With general elections expected in May, British Prime Minister Tony Blair is fighting slumping popularity polls, largely because of Iraq. "Blair was once Labor's election winner. Now he seems to be their election loser," said Whitman.

Nor is Blair the only European leader paying a big price for his allegiance to Bush and to the Iraq conflict. Italian Prime Minister Silvio Berlusconi announced he would consider withdrawing Italian troops from the U.S. -led coalition -- a move other European leaders already have undertaken.

Berlusconi had ignored public antiwar sentiment in sending Italian forces to Iraq. But the unintentional killing of an Italian intelligence agent by U.S. forces in Iraq caused an outpouring of popular outrage. Like Blair, Berlusconi also faces national elections next year.

One of Bush's closest European allies -- Spain's Prime Minister Jose Maria Aznar -- was ousted from power last March, largely because of Madrid's involvement in the war.

"The majority of Spaniards are still against the Bush administration," said Antonio Remiro, a political science professor at the Autonomous University of Madrid. But he added that relations between Washington and Spain's current Socialist government are improving.

Once-strong views on Iraq are fading across much of Europe, and leaders have picked up the Bush administration mantra of putting Iraq war differences behind. The two sides have closed ranks in opposing Syrian forces in Lebanon, and in coaxing recent advances in the Middle East peace process.

"I think we've begun a new chapter in U.S. relations with France and with the European Union," said a senior official at the U.S. Embassy in Paris, echoing the views of European diplomats.

The European Union, bitterly divided over the war, is also coming together on Iraq's reconstruction. While refusing to join NATO training missions inside Iraq, France, Germany and Spain all have offered to train Iraqi security forces outside the country.

The EU plans to open a Baghdad office to coordinate the training of hundreds of Iraqi judges, prosecutors and prison guards. And Europeans are now discussing hosting an international conference on Iraq this year to coordinate reconstruction efforts.

"Iraq is behind us," said Guillaume Parmentier, director of U.S. studies at the French Institute for International Relations, in Paris. "Because now the deed is done, and we all have to live with it.

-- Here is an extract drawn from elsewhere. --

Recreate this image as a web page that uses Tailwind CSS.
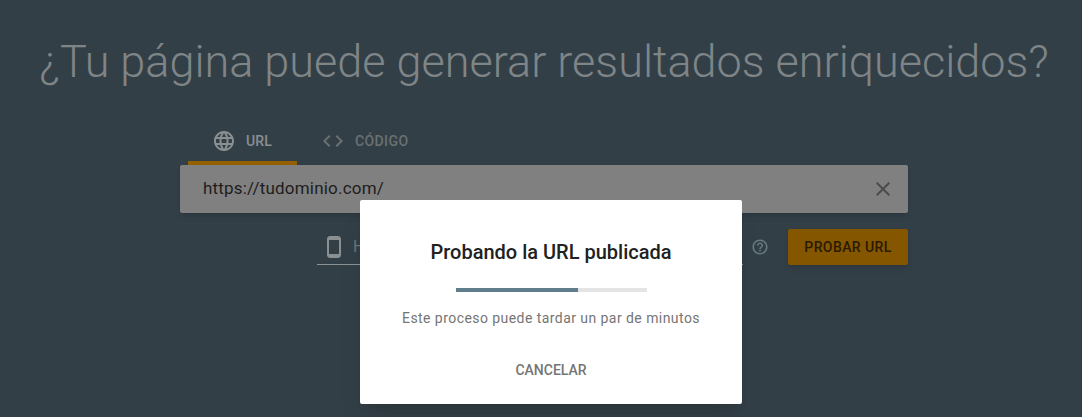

"The Americans have to live with the fact it's much harder than they thought. And the Europeans have to live with the fact it has to be handled, and cannot collapse. Because if it collapses, it will endanger our security."
Posted by:Dan Darling

#3  It's not behind us. The shit storm is just starting from the American side. Americans owe many French, Germans, et. al. many buckets full of hate. Fight or live on your knees with your muslim minorities pending majorities. But never expect any help ever again.
Posted by: ed   2005-03-22 12:06:32 AM  

#2  Euros starting to come around?

Who knows, some more bitch slapping and they may wake up one day....
Posted by: Sobiesky   2005-03-21 10:30:37 PM  

#1  " 'I think we’ve begun a new chapter in U.S. relations with France and with the European Union,' said a senior official at the U.S. Embassy in Paris..."
Yes, four more years of Bush without the niceties of a re-election campaign to inhibit him. Pass the popcorn.